Focusing in his opening statement on the conditions he endured in solitary confinement, defendant expressly claimed that he had done nothing wrong to deserve being held in isolation. The defense, of course, had no duty to deny anything or even to make an opening statement. Having chosen to make an opening statement, however, the defense adopted a single [39]*39theme and repeatedly expressed it during its opening statement5 and cross-examination of Deputy Betsey.
In its opening statement, the defense strongly suggested, if not argued, that the jury should acquit defendant because, having done nothing wrong, he was abused and mistreated, culminating in a scuffle with guards who surrounded him in his cell. The defense acted on this strategy by using its cross-examinations to further the impression that the guards were not performing a lawful duty in. supervising his exchange of clothing. The defense cannot, on the one hand, claim that defendant had “done nothing wrong,” and on the other hand, pervert the court’s preclusion order to restrain the prosecution from refuting that claim. Having argued that defendant’s confinement was unjustified, the defense converted the shield of the preclusion order into a sword by arguing that the People should not be allowed to supply that justification. Had the court allowed defendant’s misleading assertion to remain unrefuted or unexplained, the jury would have been invited to acquit defendant based on the erroneous belief that he was unjustly confined and mistreated. Only in this context did the court revisit its preclusion order and, in its discretion, permit the prosecution to introduce the challenged proof.6
The dissent contends that by seeking to show that defendant lacked intent to injure the officer, he did not open the door to the challenged testimony. The record shows, however, that neither defendant’s opening statement nor cross-examination of Deputy Betsey even touched on defendant’s lack of intent to injure the jail guard. Moreover, even if defen[40]*40dant had argued that he did not intend to injure the guard, a defendant’s intent to injure is irrelevant to the crime of assault in,the second degree under Penal Law § 120.05 (3). A person who seeks to prevent a police officer from performing a lawful duty is criminally answerable under section 120.05 (3) for injuring the officer, even when there is no intent to injure.

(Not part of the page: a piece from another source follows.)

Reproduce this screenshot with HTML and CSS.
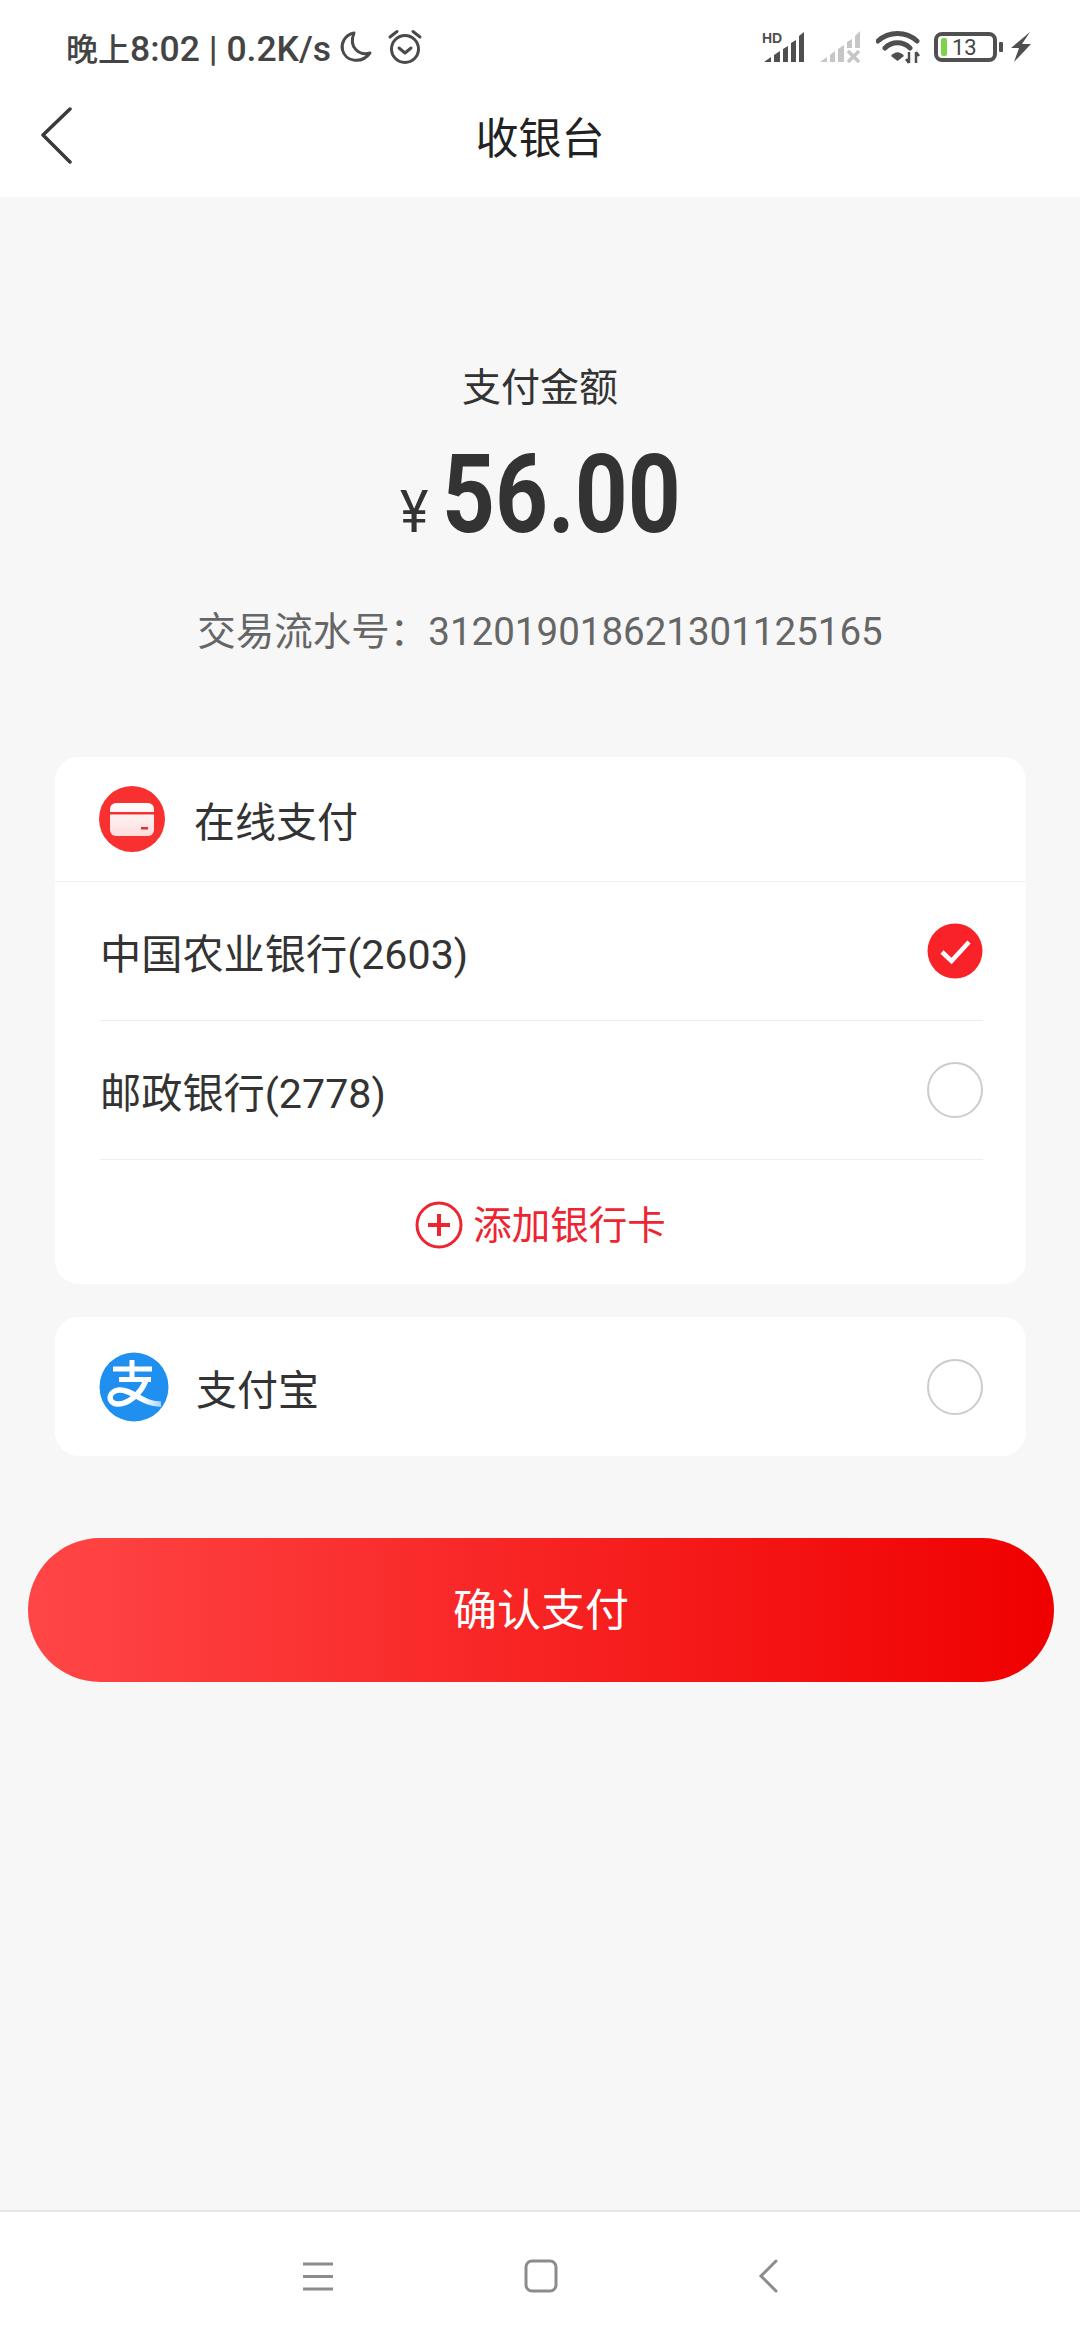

Our dissenting colleague emphasizes that defendant was merely indicted for attempted assault on the inmate, and had not been convicted of that charge. Whether defendant was convicted of attempting to assault the inmate or only charged with that crime is irrelevant to the admissibility of the challenged testimony. His alleged attempted assault on the inmate gave jail authorities a valid basis to confine him as they did. As the trial court instructed the jury, the purpose of the challenged testimony was therefore not to prove assaultiveness or propensity, but rather, to disabuse the jury of defendant’s contention that there was no legitimate reason for his confinement.
The dissent’s reliance on People v Betts (70 NY2d 289 [1987]) and People v Bennett (79 NY2d 464 [1992]) is misplaced. Those cases vindicated defendants’ Fifth Amendment rights against self-incrimination by holding that the People may not cross-examine defendants about pending crimes to impeach their credibility. The case before us, however, does not implicate defendant’s Fifth Amendment rights. The People adduced the challenged evidence by examining their own witness, and therefore did not invite defendant to incriminate himself.
Our final comment concerns the way in which the challenged evidence came in. During Deputy Betsey’s testimony, the jury heard the entire discussion as to the admissibility of the prior crime. The better practice would have been for the People to ask for a sidebar conference to have the court amend its preclusion order. Instead, the prosecutor asked a question that, while perhaps not intended to reveal defendant’s prior attempted assault, raised the possibility of eliciting that evidence. Similarly, the defense could have sought to air the issue outside the presence of the jury, but merely objected and continued the debate in open court. Nor did the Judge stop the proceedings and call the lawyers to the sidebar or to Chambers. Because evidence of prior crimes or bad acts carries potential prejudice, discussions about admitting such evidence are best conducted, if possible, outside the jury’s presence. Nevertheless, the trial court properly admitted the evidence.
[41]*41Accordingly, the order of the Appellate Division should be affirmed.